AIM:
Pick out each line containing the string "this" and copy it.

DATASET:

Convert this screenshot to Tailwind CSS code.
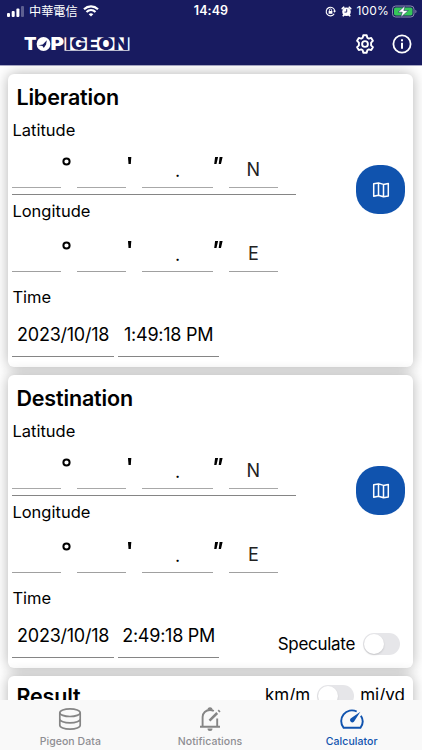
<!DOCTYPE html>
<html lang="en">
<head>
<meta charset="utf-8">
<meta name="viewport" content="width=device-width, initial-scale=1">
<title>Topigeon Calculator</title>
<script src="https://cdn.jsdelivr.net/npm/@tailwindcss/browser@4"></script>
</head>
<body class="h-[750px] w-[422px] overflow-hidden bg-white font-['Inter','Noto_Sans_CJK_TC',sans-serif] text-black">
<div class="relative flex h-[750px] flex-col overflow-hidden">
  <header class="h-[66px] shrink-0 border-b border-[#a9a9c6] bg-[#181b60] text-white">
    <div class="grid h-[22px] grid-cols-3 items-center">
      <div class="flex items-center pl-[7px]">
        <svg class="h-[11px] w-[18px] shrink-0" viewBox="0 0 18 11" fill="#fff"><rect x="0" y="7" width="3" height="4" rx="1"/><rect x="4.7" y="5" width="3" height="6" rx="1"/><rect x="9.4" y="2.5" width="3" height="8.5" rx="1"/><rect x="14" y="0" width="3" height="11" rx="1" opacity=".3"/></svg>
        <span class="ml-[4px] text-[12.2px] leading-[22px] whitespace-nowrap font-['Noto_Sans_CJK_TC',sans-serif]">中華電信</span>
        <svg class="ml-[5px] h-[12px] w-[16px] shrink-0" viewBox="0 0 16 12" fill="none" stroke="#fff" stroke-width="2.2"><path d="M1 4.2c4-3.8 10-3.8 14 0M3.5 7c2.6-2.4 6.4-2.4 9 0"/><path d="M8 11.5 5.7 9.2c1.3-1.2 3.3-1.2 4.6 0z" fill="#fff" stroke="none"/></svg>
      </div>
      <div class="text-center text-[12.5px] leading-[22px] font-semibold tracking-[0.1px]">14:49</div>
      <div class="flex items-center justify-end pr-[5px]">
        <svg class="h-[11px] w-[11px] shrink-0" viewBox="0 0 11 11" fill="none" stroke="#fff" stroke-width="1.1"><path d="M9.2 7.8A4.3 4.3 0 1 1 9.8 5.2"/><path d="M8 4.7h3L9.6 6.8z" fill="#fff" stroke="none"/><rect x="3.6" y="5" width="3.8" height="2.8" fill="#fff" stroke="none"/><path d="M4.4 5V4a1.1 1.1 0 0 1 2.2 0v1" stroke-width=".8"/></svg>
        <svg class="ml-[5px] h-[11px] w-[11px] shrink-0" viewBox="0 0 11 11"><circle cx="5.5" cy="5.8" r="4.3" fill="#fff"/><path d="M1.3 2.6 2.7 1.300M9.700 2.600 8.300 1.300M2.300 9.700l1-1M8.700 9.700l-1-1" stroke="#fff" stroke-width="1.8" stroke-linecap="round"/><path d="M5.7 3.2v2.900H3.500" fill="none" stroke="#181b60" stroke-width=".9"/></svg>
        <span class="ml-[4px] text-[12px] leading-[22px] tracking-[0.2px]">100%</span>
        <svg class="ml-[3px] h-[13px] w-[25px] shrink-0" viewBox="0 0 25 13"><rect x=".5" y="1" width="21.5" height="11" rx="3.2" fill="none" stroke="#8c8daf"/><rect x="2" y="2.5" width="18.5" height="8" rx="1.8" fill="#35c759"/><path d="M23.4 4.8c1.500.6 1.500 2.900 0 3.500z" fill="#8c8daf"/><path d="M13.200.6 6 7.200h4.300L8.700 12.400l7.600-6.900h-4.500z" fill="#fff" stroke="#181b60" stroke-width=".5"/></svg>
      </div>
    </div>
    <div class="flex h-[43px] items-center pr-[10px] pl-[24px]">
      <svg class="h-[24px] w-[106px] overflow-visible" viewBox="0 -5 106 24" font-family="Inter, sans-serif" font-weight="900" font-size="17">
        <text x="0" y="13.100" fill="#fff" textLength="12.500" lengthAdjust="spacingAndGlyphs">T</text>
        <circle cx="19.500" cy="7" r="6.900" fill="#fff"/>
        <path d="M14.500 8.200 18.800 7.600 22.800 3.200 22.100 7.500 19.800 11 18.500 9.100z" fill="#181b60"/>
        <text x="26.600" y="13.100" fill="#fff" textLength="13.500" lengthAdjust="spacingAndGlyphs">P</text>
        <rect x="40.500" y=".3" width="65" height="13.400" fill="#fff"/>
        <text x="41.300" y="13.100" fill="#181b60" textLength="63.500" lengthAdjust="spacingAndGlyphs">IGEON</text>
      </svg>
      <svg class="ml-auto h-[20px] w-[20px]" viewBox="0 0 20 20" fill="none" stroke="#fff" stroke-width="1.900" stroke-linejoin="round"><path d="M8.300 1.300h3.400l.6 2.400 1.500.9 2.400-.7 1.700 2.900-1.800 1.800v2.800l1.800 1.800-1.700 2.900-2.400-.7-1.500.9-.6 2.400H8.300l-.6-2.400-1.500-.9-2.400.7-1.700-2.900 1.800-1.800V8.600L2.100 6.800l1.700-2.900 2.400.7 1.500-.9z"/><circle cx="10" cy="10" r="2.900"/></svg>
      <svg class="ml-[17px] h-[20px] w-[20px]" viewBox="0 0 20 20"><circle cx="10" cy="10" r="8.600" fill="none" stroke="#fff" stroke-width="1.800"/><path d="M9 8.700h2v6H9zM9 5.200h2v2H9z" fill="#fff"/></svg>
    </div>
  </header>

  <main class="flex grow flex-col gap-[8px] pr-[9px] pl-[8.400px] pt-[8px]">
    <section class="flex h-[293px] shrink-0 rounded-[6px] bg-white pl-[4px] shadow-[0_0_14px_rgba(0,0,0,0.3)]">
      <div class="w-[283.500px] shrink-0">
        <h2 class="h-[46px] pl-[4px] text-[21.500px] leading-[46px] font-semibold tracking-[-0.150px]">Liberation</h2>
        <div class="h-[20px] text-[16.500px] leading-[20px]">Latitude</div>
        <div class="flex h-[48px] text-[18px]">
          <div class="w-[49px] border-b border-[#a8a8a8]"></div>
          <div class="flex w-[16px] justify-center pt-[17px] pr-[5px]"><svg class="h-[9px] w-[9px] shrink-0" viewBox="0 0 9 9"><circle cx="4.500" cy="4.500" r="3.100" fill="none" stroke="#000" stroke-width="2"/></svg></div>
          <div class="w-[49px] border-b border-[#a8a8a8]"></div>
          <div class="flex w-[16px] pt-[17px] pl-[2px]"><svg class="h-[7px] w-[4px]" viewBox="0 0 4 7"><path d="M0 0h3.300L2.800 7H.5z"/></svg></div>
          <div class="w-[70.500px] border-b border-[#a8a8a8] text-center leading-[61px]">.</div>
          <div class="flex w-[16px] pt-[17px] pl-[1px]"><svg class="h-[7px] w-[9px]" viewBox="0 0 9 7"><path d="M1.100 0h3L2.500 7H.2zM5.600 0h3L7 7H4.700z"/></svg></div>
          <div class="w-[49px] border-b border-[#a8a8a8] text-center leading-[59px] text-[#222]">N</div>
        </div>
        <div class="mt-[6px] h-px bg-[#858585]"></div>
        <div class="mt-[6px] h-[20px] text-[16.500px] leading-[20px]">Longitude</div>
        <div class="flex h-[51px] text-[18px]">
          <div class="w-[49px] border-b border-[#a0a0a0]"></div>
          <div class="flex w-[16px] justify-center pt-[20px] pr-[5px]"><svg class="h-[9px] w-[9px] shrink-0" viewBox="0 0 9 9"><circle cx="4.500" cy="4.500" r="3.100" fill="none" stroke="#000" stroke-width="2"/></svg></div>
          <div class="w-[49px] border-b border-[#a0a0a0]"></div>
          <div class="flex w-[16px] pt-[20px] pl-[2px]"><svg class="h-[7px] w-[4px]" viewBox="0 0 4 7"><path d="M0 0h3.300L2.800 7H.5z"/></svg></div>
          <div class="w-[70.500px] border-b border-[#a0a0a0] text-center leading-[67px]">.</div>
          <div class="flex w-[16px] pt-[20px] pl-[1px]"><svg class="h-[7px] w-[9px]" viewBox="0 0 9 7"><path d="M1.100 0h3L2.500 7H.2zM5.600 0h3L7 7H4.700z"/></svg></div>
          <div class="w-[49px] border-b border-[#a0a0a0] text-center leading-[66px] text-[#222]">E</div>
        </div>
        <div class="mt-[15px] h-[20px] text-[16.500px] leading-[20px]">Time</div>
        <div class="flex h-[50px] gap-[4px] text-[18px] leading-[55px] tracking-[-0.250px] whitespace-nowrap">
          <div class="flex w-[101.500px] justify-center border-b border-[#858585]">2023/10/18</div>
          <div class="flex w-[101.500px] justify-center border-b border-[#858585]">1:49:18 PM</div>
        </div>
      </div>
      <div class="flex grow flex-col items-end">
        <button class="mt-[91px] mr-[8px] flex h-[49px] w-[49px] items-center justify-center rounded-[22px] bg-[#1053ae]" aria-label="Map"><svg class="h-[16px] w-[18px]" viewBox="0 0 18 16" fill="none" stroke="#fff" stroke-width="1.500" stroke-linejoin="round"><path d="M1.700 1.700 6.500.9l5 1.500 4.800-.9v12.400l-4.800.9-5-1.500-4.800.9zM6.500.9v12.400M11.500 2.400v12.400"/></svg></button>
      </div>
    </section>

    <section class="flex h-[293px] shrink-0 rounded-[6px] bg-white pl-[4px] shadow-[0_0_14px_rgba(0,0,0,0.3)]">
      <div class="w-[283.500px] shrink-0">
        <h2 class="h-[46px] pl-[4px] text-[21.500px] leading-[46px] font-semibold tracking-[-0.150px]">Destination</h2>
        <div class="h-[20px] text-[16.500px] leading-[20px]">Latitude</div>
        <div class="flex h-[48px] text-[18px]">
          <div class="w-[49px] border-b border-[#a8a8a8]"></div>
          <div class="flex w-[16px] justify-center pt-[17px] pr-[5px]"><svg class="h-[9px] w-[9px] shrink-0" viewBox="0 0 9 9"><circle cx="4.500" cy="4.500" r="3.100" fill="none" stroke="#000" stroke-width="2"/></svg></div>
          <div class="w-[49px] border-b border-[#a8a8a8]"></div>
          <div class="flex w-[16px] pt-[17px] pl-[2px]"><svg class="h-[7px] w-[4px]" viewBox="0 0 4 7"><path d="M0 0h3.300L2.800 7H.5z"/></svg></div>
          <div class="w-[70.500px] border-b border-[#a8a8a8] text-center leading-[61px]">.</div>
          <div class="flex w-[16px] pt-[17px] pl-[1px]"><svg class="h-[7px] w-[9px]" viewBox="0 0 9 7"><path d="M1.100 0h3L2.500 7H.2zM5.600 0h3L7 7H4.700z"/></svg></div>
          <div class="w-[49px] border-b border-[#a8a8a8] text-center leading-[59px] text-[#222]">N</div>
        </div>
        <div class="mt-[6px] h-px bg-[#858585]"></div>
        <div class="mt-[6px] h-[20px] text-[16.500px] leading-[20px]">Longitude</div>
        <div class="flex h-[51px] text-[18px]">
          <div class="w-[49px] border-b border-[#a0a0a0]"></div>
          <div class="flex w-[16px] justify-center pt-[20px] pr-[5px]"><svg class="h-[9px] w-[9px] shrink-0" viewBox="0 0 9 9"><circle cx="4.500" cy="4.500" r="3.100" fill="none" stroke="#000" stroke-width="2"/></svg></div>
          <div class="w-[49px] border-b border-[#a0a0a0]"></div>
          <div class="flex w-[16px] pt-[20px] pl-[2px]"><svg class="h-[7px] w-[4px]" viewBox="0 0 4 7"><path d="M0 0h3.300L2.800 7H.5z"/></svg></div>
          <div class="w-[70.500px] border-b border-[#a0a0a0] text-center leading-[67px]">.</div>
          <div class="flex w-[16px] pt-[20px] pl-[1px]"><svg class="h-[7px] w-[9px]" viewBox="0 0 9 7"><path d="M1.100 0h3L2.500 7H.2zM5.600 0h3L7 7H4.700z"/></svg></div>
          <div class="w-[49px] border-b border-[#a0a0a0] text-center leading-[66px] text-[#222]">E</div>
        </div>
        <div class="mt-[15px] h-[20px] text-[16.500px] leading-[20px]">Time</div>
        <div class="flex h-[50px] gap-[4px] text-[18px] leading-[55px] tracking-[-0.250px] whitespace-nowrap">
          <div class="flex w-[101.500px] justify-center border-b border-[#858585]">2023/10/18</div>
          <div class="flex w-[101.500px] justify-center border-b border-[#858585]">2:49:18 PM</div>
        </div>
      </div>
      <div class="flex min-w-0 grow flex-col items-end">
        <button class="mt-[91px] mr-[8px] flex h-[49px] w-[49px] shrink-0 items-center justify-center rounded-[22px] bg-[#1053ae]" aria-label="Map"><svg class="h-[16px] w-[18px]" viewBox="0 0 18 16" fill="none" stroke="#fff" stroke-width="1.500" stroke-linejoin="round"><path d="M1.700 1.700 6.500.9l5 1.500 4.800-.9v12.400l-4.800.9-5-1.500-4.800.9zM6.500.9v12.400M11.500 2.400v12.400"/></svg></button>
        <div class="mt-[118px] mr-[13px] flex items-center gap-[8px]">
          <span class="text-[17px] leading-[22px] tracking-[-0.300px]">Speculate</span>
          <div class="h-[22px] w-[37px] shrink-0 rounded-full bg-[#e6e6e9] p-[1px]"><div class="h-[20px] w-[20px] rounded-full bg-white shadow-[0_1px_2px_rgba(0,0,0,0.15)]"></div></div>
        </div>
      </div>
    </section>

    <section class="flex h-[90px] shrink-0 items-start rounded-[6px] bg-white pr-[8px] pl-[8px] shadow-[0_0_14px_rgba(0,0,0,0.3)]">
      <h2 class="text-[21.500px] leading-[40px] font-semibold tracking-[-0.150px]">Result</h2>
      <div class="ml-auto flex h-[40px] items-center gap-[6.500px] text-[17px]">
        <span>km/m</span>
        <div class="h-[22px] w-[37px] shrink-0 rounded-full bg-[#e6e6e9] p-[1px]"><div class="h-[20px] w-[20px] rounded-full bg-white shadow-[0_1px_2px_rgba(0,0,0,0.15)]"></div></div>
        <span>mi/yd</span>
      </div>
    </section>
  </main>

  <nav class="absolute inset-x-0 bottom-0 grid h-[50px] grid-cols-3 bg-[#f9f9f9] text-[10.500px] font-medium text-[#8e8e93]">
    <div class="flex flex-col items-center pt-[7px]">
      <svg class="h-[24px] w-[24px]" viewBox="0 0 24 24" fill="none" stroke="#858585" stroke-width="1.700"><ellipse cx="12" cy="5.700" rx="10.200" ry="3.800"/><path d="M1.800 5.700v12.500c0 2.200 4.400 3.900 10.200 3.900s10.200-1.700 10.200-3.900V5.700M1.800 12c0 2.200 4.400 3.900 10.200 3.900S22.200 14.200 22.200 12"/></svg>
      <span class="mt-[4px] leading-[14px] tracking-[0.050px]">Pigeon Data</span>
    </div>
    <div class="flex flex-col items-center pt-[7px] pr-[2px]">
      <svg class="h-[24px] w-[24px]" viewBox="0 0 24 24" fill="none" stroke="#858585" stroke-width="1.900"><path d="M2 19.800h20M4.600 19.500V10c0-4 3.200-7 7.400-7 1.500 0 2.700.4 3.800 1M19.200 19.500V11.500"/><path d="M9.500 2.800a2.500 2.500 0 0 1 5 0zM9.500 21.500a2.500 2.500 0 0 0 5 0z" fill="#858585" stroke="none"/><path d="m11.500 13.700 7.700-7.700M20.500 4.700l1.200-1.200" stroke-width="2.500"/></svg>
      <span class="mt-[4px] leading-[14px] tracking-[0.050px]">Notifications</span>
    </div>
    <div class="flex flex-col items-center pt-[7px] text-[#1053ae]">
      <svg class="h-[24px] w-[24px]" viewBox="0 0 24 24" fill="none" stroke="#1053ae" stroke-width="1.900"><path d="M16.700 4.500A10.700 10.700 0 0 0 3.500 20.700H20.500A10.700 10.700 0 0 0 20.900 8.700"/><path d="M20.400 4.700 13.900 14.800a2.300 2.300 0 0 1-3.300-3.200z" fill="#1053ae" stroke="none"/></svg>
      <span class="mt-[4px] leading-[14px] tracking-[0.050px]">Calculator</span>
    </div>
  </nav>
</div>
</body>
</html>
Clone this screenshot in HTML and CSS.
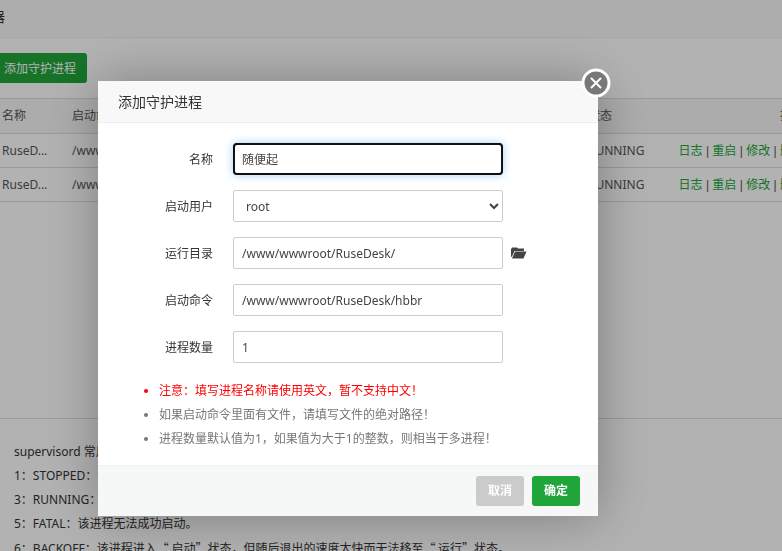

SOLUTION TO THE EXERCISE:
Convert this screenshot to Tailwind CSS code.
Clone this screenshot in HTML and CSS.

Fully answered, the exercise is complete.